How Puppy Training is the Key to Creating Better Web Forms
Let’s be clear: People hate filling out forms. Since most websites are lead generators, however, encouraging users to fill out forms is often not just important but critical. So how can web designers create better, more effective forms that will encourage their users to buy a product or leave their details? Training a puppy can offer great insight in to how to build web forms that are clear and concise, encourage users to fill them out, and increase responses and ROI.
Most new dog owners struggle a bit to train their puppy. New owners have high hopes that the puppy will learn to do its business outside, sit, stay, lay down, roll over, shake, and understand the concept of “no”. There are three things that all new dog owners must know about training their dog. First, if a puppy is skeptical or scared of its owner, then training the puppy will be exceedingly difficult. Next, if the trainer acts against a puppy’s instincts, the puppy will not be in a position to succeed and likely won’t. Finally, puppies need feedback to recognize when they are on the right track and spark their motivation to continue to learn. The same principles used when training a puppy can be used to write better, more effective forms.
First, there is no substitute for trust, and trust is built over time. A puppy is most often skeptical of its owner at first, but over time the skepticism turns in to loyalty. Forms that request user information before building trust are doomed to fail. While companies, and thus web designers, have a vested interested in gathering as much user information data as possible, doing so too early in the process will alienate users and reduce ROI. If, however, a company requests only the minimal amount of data necessary and then builds a user’s trust, then gathering more detailed information later in the process will be much easier.
Next, forms should be built according to convention and natural reading habits.
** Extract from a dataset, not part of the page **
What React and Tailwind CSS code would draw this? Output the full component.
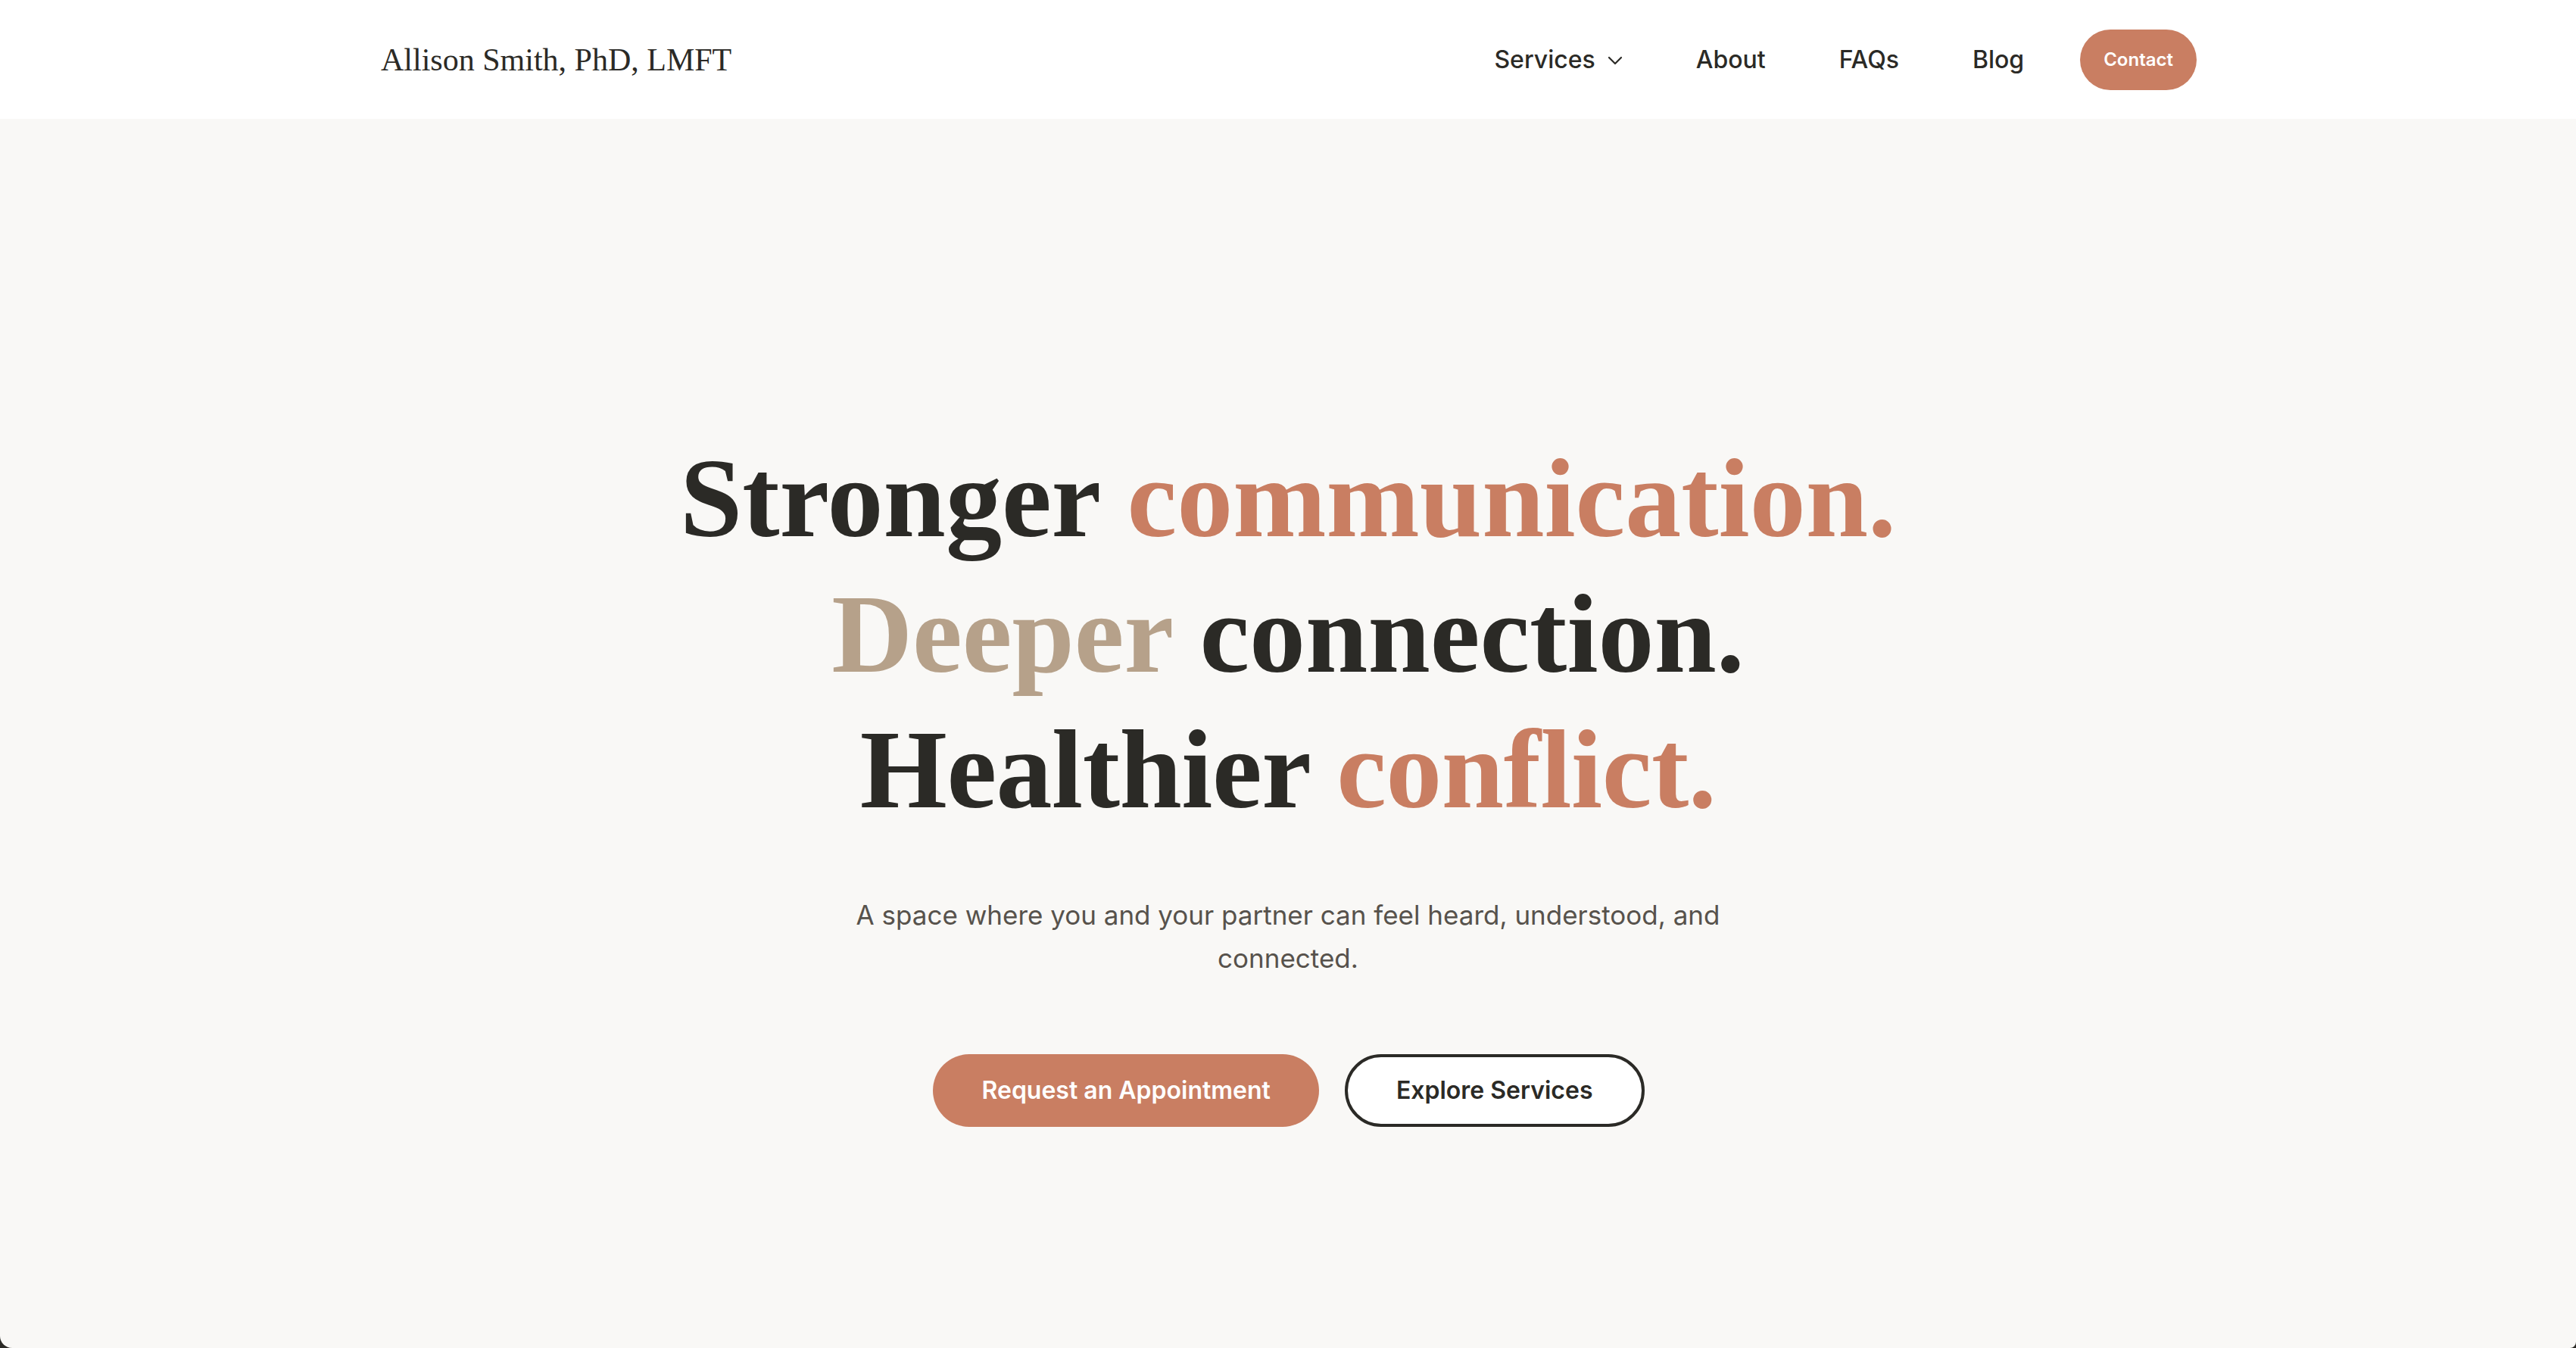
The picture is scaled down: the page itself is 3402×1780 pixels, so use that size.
import React from "react";

function Chevron() {
  return (
    <svg width="20" height="12" viewBox="0 0 20 12" fill="none" className="mt-[2px]">
      <path d="M2 2 L10 10 L18 2" stroke="#2b2a26" strokeWidth="2.2" strokeLinecap="round" strokeLinejoin="round" />
    </svg>
  );
}

export default function App() {
  return (
    <div className="w-full h-[1780px] bg-[#2b2a26] font-['Inter','Liberation_Sans',sans-serif]">
      <div className="h-full flex flex-col bg-[#f9f8f6] rounded-bl-[16px] rounded-br-[8px] overflow-hidden">
        <header className="h-[157px] bg-white shrink-0">
          <div className="w-[2400px] mx-auto h-full flex items-center justify-between">
            <a className="text-[42px] text-[#2b2a26] font-['Liberation_Serif','Times_New_Roman',serif] leading-none pl-[2px]">
              Allison Smith, PhD, LMFT
            </a>
            <nav className="flex items-center">
              <div className="flex items-center gap-[97px] text-[32px] font-medium text-[#2b2a26]">
                <a className="flex items-center gap-[16px] ml-[2px]">
                  Services
                  <Chevron />
                </a>
                <a>About</a>
                <a>FAQs</a>
                <a>Blog</a>
              </div>
              <a className="ml-[74px] h-[80px] px-[31px] rounded-full bg-[#c97e62] text-white text-[24px] font-semibold flex items-center">
                Contact
              </a>
            </nav>
          </div>
        </header>
        <main className="flex-1 flex flex-col items-center pt-[412px]">
          <h1 className="text-center font-bold text-[148px] leading-[179px] text-[#2b2a26] font-['Liberation_Serif','Times_New_Roman',serif]">
            <span className="block">
              Stronger <span className="text-[#c97e62]">communication.</span>
            </span>
            <span className="block">
              <span className="text-[#b6a18a]">Deeper</span> connection.
            </span>
            <span className="block tracking-[-0.5px]">
              Healthier <span className="text-[#c97e62]">conflict.</span>
            </span>
          </h1>
          <p className="mt-[74px] max-w-[1240px] text-center text-[35px] leading-[57px] text-[#57524c]">
            A space where you and your partner can feel heard, understood, and connected.
          </p>
          <div className="mt-[98px] flex items-center gap-[34px] pl-[2px]">
            <a className="h-[96px] px-[64px] rounded-full bg-[#c97e62] text-white text-[32px] font-semibold flex items-center">
              Request an Appointment
            </a>
            <a className="h-[96px] px-[64px] rounded-full bg-white border-[4px] border-[#2b2a26] text-[#2b2a26] text-[32px] font-semibold flex items-center">
              Explore Services
            </a>
          </div>
        </main>
      </div>
    </div>
  );
}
If your dog’s breed is one that was meant to chase birds, then it will be very difficult to train her to ignore a flock of pigeons at the park. Likewise, building forms that go against the natural inclinations of the user will result in reduced usability, trust, and desire to continue filling out the form. As noted here, multi-columned forms reduce usability. The reason is simple: people read and write from top to bottom. Creating forms that go against this natural inclination is akin to trying to convince a Rottweiler to choose broccoli over a steak.
Finally, giving feedback lets users know they are on the right track and encourages them to continue. Training puppies is made much easier when treats are involved. The concept is simple: If the puppy does what you want, he gets a treat, if he doesn’t do what you want, he gets scolded. The puppy already knows that treats are better than being scolded, so he learns very quickly to do what you say. Filling out forms works the same way. When users see progress bars and data fields that change colors to indicate they were correctly filled out, then they are encouraged to continue. Offering users feedback, especially in real time, allows the user to know they’re on the right track, just like treats give a puppy an indication he has succeeded.
Done correctly a form can generate a new, loyal customer. Done poorly, a form can cause the same would-be loyal customer to be discouraged and a disappointed. This is no different than training a puppy. When puppies are well-trained, they make great dogs, and when they are poorly trained they can cause continual problems. Web designers can create better, more effective forms that will encourage users and increase response and ROI if they are able to foster loyalty, work with rather than against user conventions, and offer feedback. Unlike filling out forms, puppies will be loved and adored, but neither puppy training nor filling out a form has to be a frustrating process.